Material
· · · · · · ·

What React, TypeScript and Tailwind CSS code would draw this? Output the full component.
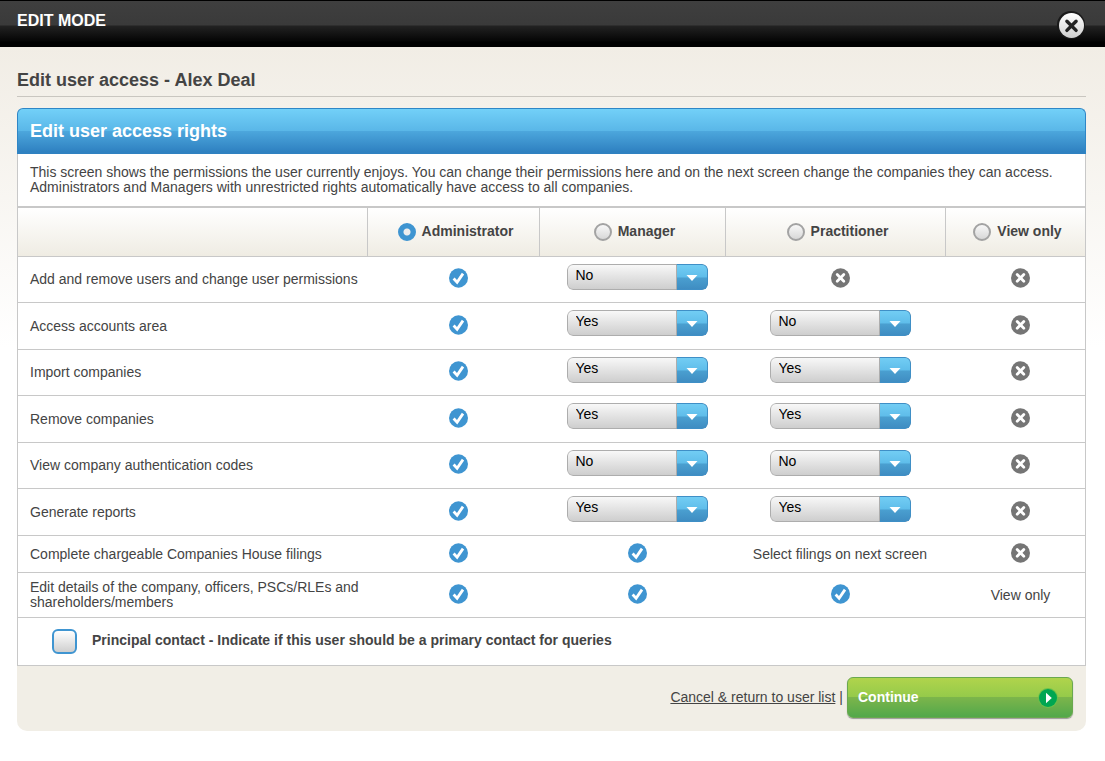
import { useState } from "react";

type Access = "yes" | "no" | "tick" | "cross" | string;

interface Permission {
  label: string;
  cells: Access[];
}

const roles = ["Administrator", "Manager", "Practitioner", "View only"];

const permissions: Permission[] = [
  {
    label: "Add and remove users and change user permissions",
    cells: ["tick", "no", "cross", "cross"],
  },
  { label: "Access accounts area", cells: ["tick", "yes", "no", "cross"] },
  { label: "Import companies", cells: ["tick", "yes", "yes", "cross"] },
  { label: "Remove companies", cells: ["tick", "yes", "yes", "cross"] },
  {
    label: "View company authentication codes",
    cells: ["tick", "no", "no", "cross"],
  },
  { label: "Generate reports", cells: ["tick", "yes", "yes", "cross"] },
];

const fixedPermissions: Permission[] = [
  {
    label: "Complete chargeable Companies House filings",
    cells: ["tick", "tick", "Select filings on next screen", "cross"],
  },
  {
    label: "Edit details of the company, officers, PSCs/RLEs and shareholders/members",
    cells: ["tick", "tick", "tick", "View only"],
  },
];

function TickIcon() {
  return (
    <svg width="19" height="20" viewBox="0 0 19 20" role="img" aria-label="Allowed">
      <ellipse cx="9.5" cy="10" rx="9.5" ry="9.7" fill="#3f95d1" />
      <path
        d="M4.6 10.6l3.5 3.6 5.9-8.6"
        fill="none"
        stroke="#fff"
        strokeWidth="2.8"
      />
    </svg>
  );
}

function CrossIcon() {
  return (
    <svg width="19" height="20" viewBox="0 0 19 20" role="img" aria-label="Not allowed">
      <ellipse cx="9.5" cy="10" rx="9.5" ry="9.7" fill="#757575" />
      <path
        d="M6.2 6.6l6.6 6.6M12.8 6.6l-6.6 6.6"
        fill="none"
        stroke="#fff"
        strokeWidth="2.8"
        strokeLinecap="round"
      />
    </svg>
  );
}

function YesNoSelect({ initial, label }: { initial: string; label: string }) {
  const [value, setValue] = useState(initial);

  return (
    <div className="relative w-[141px] h-[26px] rounded-md overflow-hidden">
      <select
        aria-label={label}
        value={value}
        onChange={(e) => setValue(e.target.value)}
        className="block appearance-none w-full h-full pl-2 pr-9 pb-1 text-sm leading-5 text-black rounded-md border border-[#adadad] bg-linear-to-b from-[#f8f8f8] to-[#cecece]"
      >
        <option value="yes">Yes</option>
        <option value="no">No</option>
      </select>
      <span className="absolute right-0 inset-y-0 w-8 flex items-center justify-center pointer-events-none rounded-r-md border border-[#3f8fc6] border-l-[#adadad] bg-[linear-gradient(#72cdf4,#5fbdea_50%,#4a9fd0_54%,#3f8dc2)]">
        <svg width="12" height="6" viewBox="0 0 12 6" className="mt-0.5">
          <path d="M0.5 0h11L6 6z" fill="#fff" />
        </svg>
      </span>
    </div>
  );
}

function PermissionCell({ access, label }: { access: Access; label: string }) {
  if (access === "yes" || access === "no") {
    return (
      <div className="flex justify-center pb-1.5">
        <YesNoSelect initial={access} label={label} />
      </div>
    );
  }
  if (access === "tick" || access === "cross") {
    return (
      <div className="flex justify-center pb-[3px]">
        {access === "tick" ? <TickIcon /> : <CrossIcon />}
      </div>
    );
  }
  return <>{access}</>;
}

function PermissionRow({ permission, className }: { permission: Permission; className: string }) {
  return (
    <tr className={className}>
      <th
        scope="row"
        className="border-b border-[#c8c8c8] pl-3 pr-2 text-left font-normal"
      >
        {permission.label}
      </th>
      {permission.cells.map((access, i) => (
        <td key={roles[i]} className="border-b border-[#c8c8c8] pl-2 text-center last:pl-2.5">
          <PermissionCell access={access} label={`${permission.label} - ${roles[i]}`} />
        </td>
      ))}
    </tr>
  );
}

export default function App() {
  const [role, setRole] = useState("Administrator");
  const [principal, setPrincipal] = useState(false);

  return (
    <div className="min-h-screen bg-white font-['Liberation_Sans',Arial,sans-serif] text-sm leading-[15px] text-[#444]">
      <header className="flex h-[47px] items-start justify-between border-t border-black bg-[linear-gradient(#3f3f3f,#3a3a3a_24px,#222_25px,#050505_40px,#000_41px)] pl-[17px] pr-5">
        <h2 className="pt-2.5 text-base leading-5 font-bold text-white">EDIT MODE</h2>
        <button type="button" aria-label="Close" className="mt-2.5">
          <svg width="28" height="28" viewBox="0 0 28 28">
            <defs>
              <linearGradient id="close" x1="0" y1="0" x2="0" y2="1">
                <stop offset="0" stopColor="#fff" />
                <stop offset="1" stopColor="#cfcfcf" />
              </linearGradient>
            </defs>
            <circle cx="14" cy="14" r="14" fill="#1a1a1a" />
            <circle cx="14.5" cy="14.5" r="12.5" fill="url(#close)" />
            <path
              d="M9.9 10.2l9.2 9.2M19.1 10.2l-9.2 9.2"
              stroke="#222"
              strokeWidth="3.4"
              strokeLinecap="round"
            />
          </svg>
        </button>
      </header>

      <main className="bg-[linear-gradient(#f1ede5,#fff_300px)] pt-[23px] pl-[17px] pr-[19px]">
        <h1 className="mb-[11px] border-b border-[#c9c6c0] pb-1.5 text-lg leading-5 font-bold">
          Edit user access - Alex Deal
        </h1>

        <form onSubmit={(e) => e.preventDefault()}>
          <div className="flex h-[46px] items-center rounded-t-md border border-b-0 border-[#2f86c6] bg-[linear-gradient(#72d0f8,#5ab7e8_48%,#4ca6dc_50%,#2f81c1_95%)] px-3 pb-0.5">
            <h2 className="text-lg leading-5 font-bold text-white">Edit user access rights</h2>
          </div>

          <div className="border-x border-b border-[#c8c8c8] bg-white">
            <p className="border-b-2 border-[#c8c8c8] px-3 py-[11px]">
              This screen shows the permissions the user currently enjoys. You can change their
              permissions here and on the next screen change the companies they can access.
              Administrators and Managers with unrestricted rights automatically have access to all
              companies.
            </p>

            <table className="w-full table-fixed border-separate border-spacing-0">
              <colgroup>
                <col />
                <col className="w-[172px]" />
                <col className="w-[186px]" />
                <col className="w-[220px]" />
                <col className="w-[139px]" />
              </colgroup>
              <thead>
                <tr className="h-[49px]">
                  <td className="border-r border-b border-[#c8c8c8] bg-linear-to-b from-white to-[#efece3]" />
                  {roles.map((name) => (
                    <th
                      key={name}
                      scope="col"
                      className="border-r border-b border-[#c8c8c8] bg-linear-to-b from-white to-[#efece3] pl-1 last:border-r-0"
                    >
                      <label className="flex items-center justify-center gap-1.5">
                        <input
                          type="radio"
                          name="role"
                          value={name}
                          checked={role === name}
                          onChange={() => setRole(name)}
                          className="size-[18px] appearance-none rounded-full border-2 border-[#a3a3a3] bg-linear-to-b from-[#f8f8f8] to-[#d8d8d8] checked:border-[#3f95d1] checked:bg-[radial-gradient(circle,#eee_3px,#3f95d1_4px)]"
                        />
                        <span className="pb-0.5">{name}</span>
                      </label>
                    </th>
                  ))}
                </tr>
              </thead>
              <tbody>
                {permissions.map((p) => (
                  <PermissionRow
                    key={p.label}
                    permission={p}
                    className="odd:h-[46px] even:h-[47px]"
                  />
                ))}
              </tbody>
              <tbody>
                {fixedPermissions.map((p) => (
                  <PermissionRow
                    key={p.label}
                    permission={p}
                    className="odd:h-[37px] even:h-[45px]"
                  />
                ))}
              </tbody>
            </table>

            <label className="flex h-[47px] items-center gap-[15px] pl-[34px] font-bold">
              <input
                type="checkbox"
                checked={principal}
                onChange={(e) => setPrincipal(e.target.checked)}
                className="size-[25px] appearance-none rounded-md border-2 border-[#3f95d1] bg-linear-to-b from-white to-[#cfcfcf] checked:bg-[#3f95d1] checked:bg-none"
              />
              <span className="pb-0.5">
                Principal contact - Indicate if this user should be a primary contact for queries
              </span>
            </label>
          </div>

          <div className="flex h-[65px] items-start justify-end gap-1 rounded-b-[10px] bg-[#f1eee6] pt-[11px] pr-[13px]">
            <div className="flex h-[41px] items-center gap-1">
              <a href="#" className="underline">
                Cancel &amp; return to user list
              </a>
              <span>|</span>
            </div>
            <button
              type="submit"
              className="flex h-[41px] w-[226px] items-center justify-between rounded-md border border-[#6aa84f] bg-[linear-gradient(#b0d44c,#95ca4a_48%,#7cb54b_50%,#52a84b)] pl-2.5 pr-3.5 font-bold text-white shadow-[0_1px_1px_#999]"
            >
              Continue
              <svg width="20" height="20" viewBox="0 0 20 20">
                <circle cx="10" cy="10" r="10" fill="#6cc04a" />
                <circle cx="10" cy="10" r="9" fill="#00a651" />
                <path d="M8 4.8v10.4l5.8-5.2z" fill="#fff" />
              </svg>
            </button>
          </div>
        </form>
      </main>
    </div>
  );
}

· · · · · · ·

What to do
Select every line where the word "full" occurs.

Final answer
What React, TypeScript and Tailwind CSS code would draw this? Output the full component.
        className="block appearance-none w-full h-full pl-2 pr-9 pb-1 text-sm leading-5 text-black rounded-md border border-[#adadad] bg-linear-to-b from-[#f8f8f8] to-[#cecece]"
            <table className="w-full table-fixed border-separate border-spacing-0">
                          className="size-[18px] appearance-none rounded-full border-2 border-[#a3a3a3] bg-linear-to-b from-[#f8f8f8] to-[#d8d8d8] checked:border-[#3f95d1] checked:bg-[radial-gradient(circle,#eee_3px,#3f95d1_4px)]"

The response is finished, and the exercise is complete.